Par contre pour les élections en Côte d’Ivoire, pays qui traîne un long et sanglant conflit armé et dont la partie nord reste contrôlée par une des forces belligérantes, M. Choi, le représentant du Secrétaire général de l’ONU, se permet d’assumer le rôle de grand électeur, « certifiant » quelques heures après les proclamations contradictoires des instances indigènes, qui fut le vainqueur du scrutin. Performance de « clarificateur » si rapide que l’on est tenté de regretter qu’il n’ait pas été en poste en Floride lorsque Al Gore perdait sa compétition électorale face à G. W. Bush après d’interminables tractations, ni lors de celles d’Afghanistan qui ont vu M. Karzai très laborieusement et tardivement réélu.

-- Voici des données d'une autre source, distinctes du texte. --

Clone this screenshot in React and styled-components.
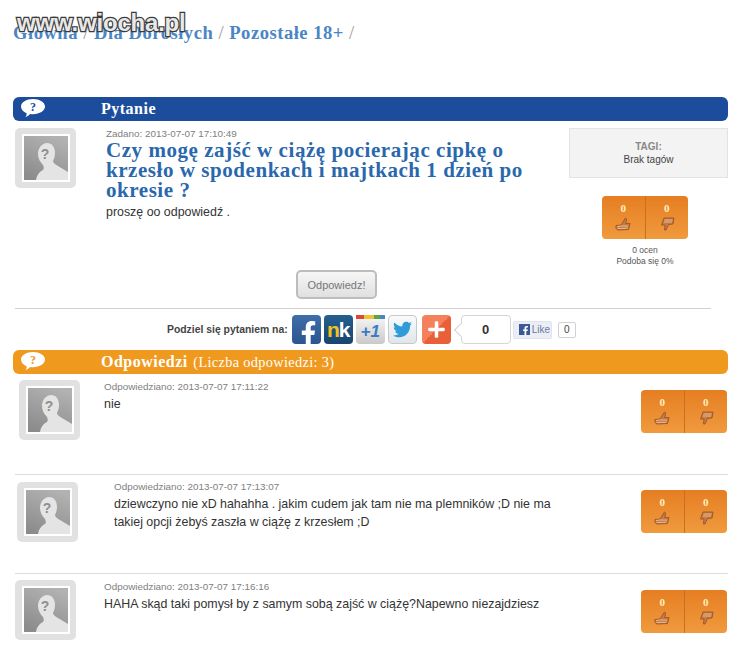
import React from "react";
import styled, { createGlobalStyle } from "styled-components";
import { FaFacebookF, FaTwitter, FaPlus } from "react-icons/fa";

const GlobalStyle = createGlobalStyle`
  html, body {
    margin: 0;
    padding: 0;
    background: #fff;
    font-family: "Liberation Sans", Arial, sans-serif;
  }
`;

function Bubble({ color }) {
  return (
    <BubbleSvg viewBox="0 0 26 20">
      <path d="M13 1c6.600 0 12 3.300 12 7.600s-5.400 7.600-12 7.600c-1 0-2 0-3-.2-1 1.200-2.600 2.600-4.600 3.200 1-1.200 1.300-2.600 1.200-4C3.300 14 1 11.500 1 8.600 1 4.300 6.400 1 13 1z" fill="#fff" />
      <text x="13" y="13" textAnchor="middle" fontSize="12" fontWeight="700" fontFamily="Liberation Serif, serif" fill={color}>?</text>
    </BubbleSvg>
  );
}

function Avatar() {
  return (
    <AvatarBox>
      <AvatarPic viewBox="0 0 44 44">
        <defs>
          <linearGradient id="avbg" x1="0.7" y1="0" x2="0.3" y2="1">
            <stop offset="0" stopColor="#b2b2b2" />
            <stop offset="1" stopColor="#8c8c8c" />
          </linearGradient>
        </defs>
        <rect width="44" height="44" fill="url(#avbg)" />
        <path d="M12 44c1-5 3-8 7-10 1-1 1-3 0-5-3-3-5-7-5-11 0-6 4-11 9-11s8 4 8 10c0 3-1 6-2 8 0 2 2 3 5 5l10 6v8z" fill="#e4e4e4" />
        <text x="21" y="23" textAnchor="middle" fontSize="14" fontWeight="700" fontFamily="Liberation Sans, sans-serif" fill="#8f8f8f">?</text>
      </AvatarPic>
    </AvatarBox>
  );
}

function ThumbUp() {
  return (
    <ThumbSvg viewBox="0 0 16 14">
      <path d="M1 8.500 6 8 10.500 1l1.200 1-1 4.500H15l-1.500 6-10 .5C1.500 13 .5 11 1 8.500z" fill="#c67a45" stroke="#8f4f25" strokeWidth="0.8" />
      <path d="M2 9.500l4-.5 7 .2M2.500 11.500l10-.2" stroke="#f2c9a0" strokeWidth="0.8" fill="none" />
    </ThumbSvg>
  );
}

function ThumbDown() {
  return (
    <ThumbSvg viewBox="0 0 16 14">
      <path d="M5 1h10l-1 6-4.500.5L7 13H5.500L6 8H2.500z" fill="#c67a45" stroke="#8f4f25" strokeWidth="0.8" />
      <path d="M5.500 3h8M5 5h8" stroke="#f2c9a0" strokeWidth="0.8" fill="none" />
    </ThumbSvg>
  );
}

function Votes() {
  return (
    <VoteBox>
      <VoteCell>
        <VoteCount>0</VoteCount>
        <ThumbUp />
      </VoteCell>
      <VoteCell>
        <VoteCount>0</VoteCount>
        <ThumbDown />
      </VoteCell>
    </VoteBox>
  );
}

const answers = [
  {
    date: "2013-07-07 17:11:22",
    text: "nie",
    indent: 24,
    left: 6,
    avatarTop: 6,
    metaTop: 7,
    voteTop: 16,
    height: 100,
  },
  {
    date: "2013-07-07 17:13:07",
    text: "dziewczyno nie xD hahahha . jakim cudem jak tam nie ma plemników ;D nie ma takiej opcji żebyś zaszła w ciążę z krzesłem ;D",
    indent: 36,
    left: 2,
    avatarTop: 7,
    metaTop: 6,
    voteTop: 15,
    height: 99,
  },
  {
    date: "2013-07-07 17:16:16",
    text: "HAHA skąd taki pomysł by z samym sobą zajść w ciążę?Napewno niezajdziesz",
    indent: 28,
    left: 0,
    avatarTop: 6,
    metaTop: 7,
    voteTop: 16,
    height: 92,
  },
];

export default function App() {
  return (
    <>
      <GlobalStyle />
      <Page>
        <Logo>www.wiocha.pl</Logo>
        <Crumbs>
          <a>Główna</a> <i>/</i> <a>Dla Dorosłych</a> <i>/</i> <a>Pozostałe 18+</a> <i>/</i>
        </Crumbs>

        <Bar $color="#1c4d9c">
          <Bubble color="#1c4d9c" />
          <BarTitle>Pytanie</BarTitle>
        </Bar>

        <Question>
          <Avatar />
          <QuestionBody>
            <Meta>Zadano: 2013-07-07 17:10:49</Meta>
            <Title>Czy mogę zajść w ciążę pocierając cipkę o krzesło w spodenkach i majtkach 1 dzień po okresie ?</Title>
            <BodyText>proszę oo odpowiedź .</BodyText>
          </QuestionBody>
          <Side>
            <Tags>
              <strong>TAGI:</strong>
              <span>Brak tagów</span>
            </Tags>
            <VoteGroup>
              <Votes />
              <Rating>
                0 ocen
                <br />
                Podoba się 0%
              </Rating>
            </VoteGroup>
          </Side>
        </Question>

        <ButtonRow>
          <AnswerButton>Odpowiedz!</AnswerButton>
        </ButtonRow>

        <ShareRow>
          <ShareLabel>Podziel się pytaniem na:</ShareLabel>
          <ShareIcon $bg="linear-gradient(#3f6ea8, #2a5590)" $fg="#fff" $size={25}>
            <FacebookMark />
          </ShareIcon>
          <ShareIcon $bg="linear-gradient(#245f8f, #17456f)" $fg="#f2c21c">
            <NkText>n<b>k</b></NkText>
          </ShareIcon>
          <ShareIcon $bg="linear-gradient(#f2f2f2, #c9c9c9)" $fg="#3b7dc4" $gplus>
            <PlusOne>+1</PlusOne>
          </ShareIcon>
          <ShareIcon $bg="linear-gradient(#fafafa, #dfe6ea)" $fg="#2f9bd8" $outlined $gap={5}>
            <FaTwitter />
          </ShareIcon>
          <ShareIcon $bg="linear-gradient(135deg, #f5805c 50%, #e85f38 50%)" $fg="#fff">
            <FaPlus />
          </ShareIcon>
          <Counter>0</Counter>
          <LikeButton>
            <LikeLogo>
              <FaFacebookF />
            </LikeLogo>
            Like
          </LikeButton>
          <LikeCount>0</LikeCount>
        </ShareRow>

        <Bar $color="#ef9a1e">
          <Bubble color="#ef9a1e" />
          <BarTitle>
            Odpowiedzi <em>(Liczba odpowiedzi: 3)</em>
          </BarTitle>
        </Bar>

        <Answers>
          {answers.map((a, i) => (
            <Answer key={a.date} $height={a.height} $first={i === 0} $left={a.left}>
              <AvatarSlot $top={a.avatarTop}>
                <Avatar />
              </AvatarSlot>
              <AnswerBody $indent={a.indent} $top={a.metaTop}>
                <Meta>Odpowiedziano: {a.date}</Meta>
                <BodyText>{a.text}</BodyText>
              </AnswerBody>
              <AnswerVotes $top={a.voteTop}>
                <Votes />
              </AnswerVotes>
            </Answer>
          ))}
        </Answers>
      </Page>
    </>
  );
}

const Page = styled.div`
  position: relative;
  width: 715px;
  height: 665px;
  padding-left: 13px;
  overflow: hidden;
`;

const Logo = styled.div`
  position: absolute;
  z-index: 2;
  left: 17px;
  top: 9px;
  font: 700 24px/28px "Liberation Sans", sans-serif;
  letter-spacing: -0.2px;
  color: #e8e8e8;
  -webkit-text-stroke: 2.4px #3a3a3a;
  paint-order: stroke fill;
`;

const Crumbs = styled.div`
  height: 97px;
  box-sizing: border-box;
  padding-top: 22px;
  font: 700 18.6px/22px "Liberation Serif", serif;
  letter-spacing: 0.5px;
  a {
    color: #4a86c5;
  }
  i {
    font-style: normal;
    font-weight: 400;
    color: #999;
  }
`;

const Bar = styled.div`
  display: flex;
  align-items: center;
  height: 24px;
  background: ${(p) => p.$color};
  border-radius: 6px;
  padding-left: 7px;
`;

const BubbleSvg = styled.svg`
  width: 26px;
  height: 20px;
  margin-top: -2px;
  flex: none;
`;

const BarTitle = styled.div`
  margin-left: 55px;
  font: 700 16px/24px "Liberation Serif", serif;
  letter-spacing: 0.5px;
  color: #fff;
  em {
    font-style: normal;
    font-weight: 400;
    font-size: 14.3px;
    letter-spacing: 0.35px;
    margin-left: 1px;
    color: #fff;
  }
`;

const AvatarBox = styled.div`
  flex: none;
  display: flex;
  align-items: center;
  justify-content: center;
  width: 61px;
  height: 60px;
  background: #e1e1e1;
  border-radius: 5px;
`;

const AvatarPic = styled.svg`
  width: 44px;
  height: 44px;
  border: 2px solid #fff;
`;

const Question = styled.div`
  display: flex;
  box-sizing: border-box;
  padding: 7px 0 0 2px;
  height: 149px;
`;

const QuestionBody = styled.div`
  width: 432px;
  margin-left: 30px;
`;

const Meta = styled.div`
  font-size: 9.9px;
  line-height: 12px;
  color: #808080;
`;

const Title = styled.h1`
  margin: 0;
  font: 700 21px/20px "Liberation Serif", serif;
  letter-spacing: 0.55px;
  color: #2a68ad;
  & + div {
    margin-top: 3px;
  }
`;

const BodyText = styled.div`
  margin-top: 2px;
  font-size: 12.4px;
  line-height: 18px;
  color: #333;
`;

const Side = styled.div`
  display: flex;
  flex-direction: column;
  width: 159px;
  margin-left: 31px;
`;

const Tags = styled.div`
  box-sizing: border-box;
  display: flex;
  flex-direction: column;
  align-items: center;
  justify-content: center;
  width: 159px;
  height: 50px;
  background: #f3f3f3;
  border: 1px solid #e3e3e3;
  font-size: 10px;
  line-height: 13px;
  color: #444;
  strong {
    color: #888;
  }
`;

const VoteGroup = styled.div`
  display: flex;
  flex-direction: column;
  align-items: center;
  width: 152px;
  margin-top: 18px;
`;

const VoteBox = styled.div`
  display: flex;
  width: 86px;
  height: 43px;
  border-radius: 4px;
  background: linear-gradient(#e67e22, #f09a3e);
`;

const VoteCell = styled.div`
  flex: 1;
  display: flex;
  flex-direction: column;
  align-items: center;
  padding-top: 6px;
  box-sizing: border-box;
  & + & {
    border-left: 1px solid #c9701f;
  }
`;

const ThumbSvg = styled.svg`
  width: 16px;
  height: 14px;
  margin-top: 2px;
`;

const VoteCount = styled.div`
  font: 700 11px/13px "Liberation Serif", serif;
  color: #ffeec0;
`;

const Rating = styled.div`
  margin-top: 6px;
  text-align: center;
  font-size: 8.5px;
  line-height: 11px;
  color: #555;
`;

const ButtonRow = styled.div`
  box-sizing: border-box;
  height: 39px;
  width: 696px;
  margin-left: 2px;
  padding-left: 281px;
  border-bottom: 1px solid #d0d0d0;
`;

const AnswerButton = styled.button`
  display: block;
  box-sizing: border-box;
  width: 81px;
  height: 29px;
  background: linear-gradient(#f6f6f6, #e0e0e0);
  border: 2px solid #bdbdbd;
  border-radius: 5px;
  font: 400 11px "Liberation Sans", sans-serif;
  color: #777;
`;

const ShareRow = styled.div`
  display: flex;
  align-items: center;
  height: 41px;
  padding-left: 154px;
  box-sizing: border-box;
`;

const ShareLabel = styled.div`
  font-size: 10.4px;
  font-weight: 700;
  color: #444;
  margin-right: 4px;
`;

const ShareIcon = styled.div`
  box-sizing: border-box;
  display: flex;
  align-items: center;
  justify-content: center;
  flex: none;
  width: 29px;
  height: 29px;
  margin-right: ${(p) => p.$gap || 3}px;
  overflow: hidden;
  border-radius: 4px;
  background: ${(p) => p.$bg};
  color: ${(p) => p.$fg};
  font-size: ${(p) => p.$size || 19}px;
  ${(p) => p.$outlined && "border: 1px solid #c8c8c8;"}
  ${(p) =>
    p.$gplus &&
    `border-top: 4px solid;
     border-image: linear-gradient(90deg, #d9483b 0 30%, #f1c232 30% 60%, #5aa845 60% 80%, #4a86c5 80%) 1;`}
`;

const FacebookMark = styled(FaFacebookF)`
  margin: 8px 0 0 4px;
`;

const NkText = styled.span`
  font: 700 21px/29px "Liberation Sans", sans-serif;
  letter-spacing: -1px;
  b {
    color: #fff;
  }
`;

const PlusOne = styled.span`
  font: italic 700 17px/22px "Liberation Sans", sans-serif;
`;

const Counter = styled.div`
  position: relative;
  box-sizing: border-box;
  flex: none;
  width: 50px;
  height: 29px;
  margin-left: 7px;
  margin-right: 2px;
  border: 1px solid #d4d4d4;
  border-radius: 4px;
  text-align: center;
  font-size: 13px;
  font-weight: 700;
  line-height: 27px;
  color: #333;
  &::before {
    content: "";
    position: absolute;
    left: -6px;
    top: 9px;
    width: 9px;
    height: 9px;
    background: #fff;
    border-left: 1px solid #d4d4d4;
    border-bottom: 1px solid #d4d4d4;
    transform: rotate(45deg);
  }
`;

const LikeButton = styled.div`
  display: flex;
  align-items: center;
  gap: 2px;
  box-sizing: border-box;
  flex: none;
  width: 39px;
  height: 18px;
  padding-left: 5px;
  background: #eceef5;
  border: 1px solid #dfe4f0;
  border-radius: 2px;
  font-size: 10px;
  color: #6a7ba0;
`;

const LikeLogo = styled.span`
  display: flex;
  align-items: flex-end;
  justify-content: flex-end;
  width: 11px;
  height: 11px;
  background: #3b5998;
  color: #fff;
  font-size: 9px;
`;

const LikeCount = styled.div`
  position: relative;
  box-sizing: border-box;
  flex: none;
  width: 18px;
  height: 16px;
  margin-left: 6px;
  border: 1px solid #d1d1d1;
  border-radius: 2px;
  text-align: center;
  font-size: 10px;
  line-height: 14px;
  color: #444;
`;

const Answers = styled.div`
  display: flex;
  flex-direction: column;
`;

const Answer = styled.div`
  display: flex;
  box-sizing: border-box;
  height: ${(p) => p.$height}px;
  padding-left: ${(p) => p.$left}px;
  margin-left: ${(p) => (p.$first ? 0 : 2)}px;
  border-top: ${(p) => (p.$first ? "none" : "1px solid #dcdcdc")};
`;

const AvatarSlot = styled.div`
  padding-top: ${(p) => p.$top}px;
`;

const AnswerBody = styled.div`
  width: 450px;
  margin-left: ${(p) => p.$indent}px;
  padding-top: ${(p) => p.$top}px;
`;

const AnswerVotes = styled.div`
  margin-left: auto;
  padding-top: ${(p) => p.$top}px;
  padding-right: 1px;
`;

On est donc tenté de se demander : pourquoi une telle et sélective précipitation ? Serait-ce parce que M. Ouattara, ancien responsable du chapitre Afrique au sein du FMI, correspond mieux, à la différence de M. Zelaya, au nouveau formatage de la mondialisation si chère, justement, au FMI ?
Poursuivant une claire volonté d’ingérence, autant le Secrétaire Général que le Président français ordonnent au président Gbagbo de déguerpir sans tarder. A quoi ce dernier, Président en exercice, rappelons-le, répond en demandant à leurs troupes de quitter le territoire national, invoquant des preuves de collaboration entres leurs contingents et les forces de la rébellion. Justification non indispensable, nous semble-t-il; un sursaut de dignité face à tant d’arrogance pourrait suffire. Qu’à cela ne tienne, Ban Ki-moon et Sarkozy n’ont pas à tenir compte d’une exigence souveraine et décident de rester. Plus encore, ce dernier, dans un geste inédit, décide de retirer, sans la moindre concertation, sa reconnaissance à l’ambassadeur en fonction à Paris au bénéfice d’un remplaçant à venir. Le gouvernement belge fait de même.
Hélas ce ne sont pas que de simples anecdotes dignes d’une BD de circonstance. Au-delà de ces gestes, nous sommes en train de vivre un véritable bouleversement des normes du droit international. Ainsi, dans un cas, une présence internationale légalement mandatée est en train de se transformer en force d’occupation arbitraire. Dans l’autre, une puissance étrangère décide qui représente la diplomatie d’un pays tiers. Plus grave encore, une intervention armée est envisagée pour mettre en poste un des candidats, ce qui constitue, sauf erreur, une première absolue dans l’histoire des relations internationales : l’emploi de la force pour résoudre un conflit électoral. Aussi, de légères interrogations nous viennent à l’esprit. Pourquoi cette si sage « communauté internationale » n’a-t-elle pas imaginé des mesures semblables pour imposer le candidat Moussavi dans le contexte iranien ? Serait-il moins compliqué – et surtout moins risqué – de mettre des chars à Abidjan qu’à Téheran ? Eut-il été imaginable, suivant la logique bankimoonienne, que lors de la controverse Gore-Bush mentionnés ci-avant, la Côte d’Ivoire ait réclamé l’installation de M. Gore au bureau ovale de la Maison Blanche ? Et ce, sous peine d’exiger l’intervention armée de, par exemple, l’Organisation des Etats Américains (OEA, équivalent américain de la CEDEAO) ?
Que ce soit clair, les remarques de ce chroniqueur n’impliquent nullement de la sympathie et encore moins de l’adhésion politique envers M. Gbagbo ; nous croyons d’ailleurs que le peuple ivoirien mérite mieux que l’alternative qui lui est proposée. Ainsi, si ce texte a un sens, c’est celui d’attirer l’attention sur ce processus qui semble imparable et qui fait que ce grand rêve de gestion équilibrée et honnête des relations internationales qui avait conduit à la création des Nations Unies est en train d’être gravement dévoyé. Et ce, avec le lamentable acquiescement et la participation active de l’Union européenne. Nous l’avions constaté, il y a peu, lors du sommet de l’Otan à Lisbonne où l’ONU accepta sans sourciller le transfert progressif de certaines de ses prérogatives en faveur de l’alliance militaire. Nous le voyons maintenant dans sa douteuse gestion du dossier ivoirien. Toujours, hélas, avec le concours de ceux qui devraient sauvegarder jalousement sa mission d’origine.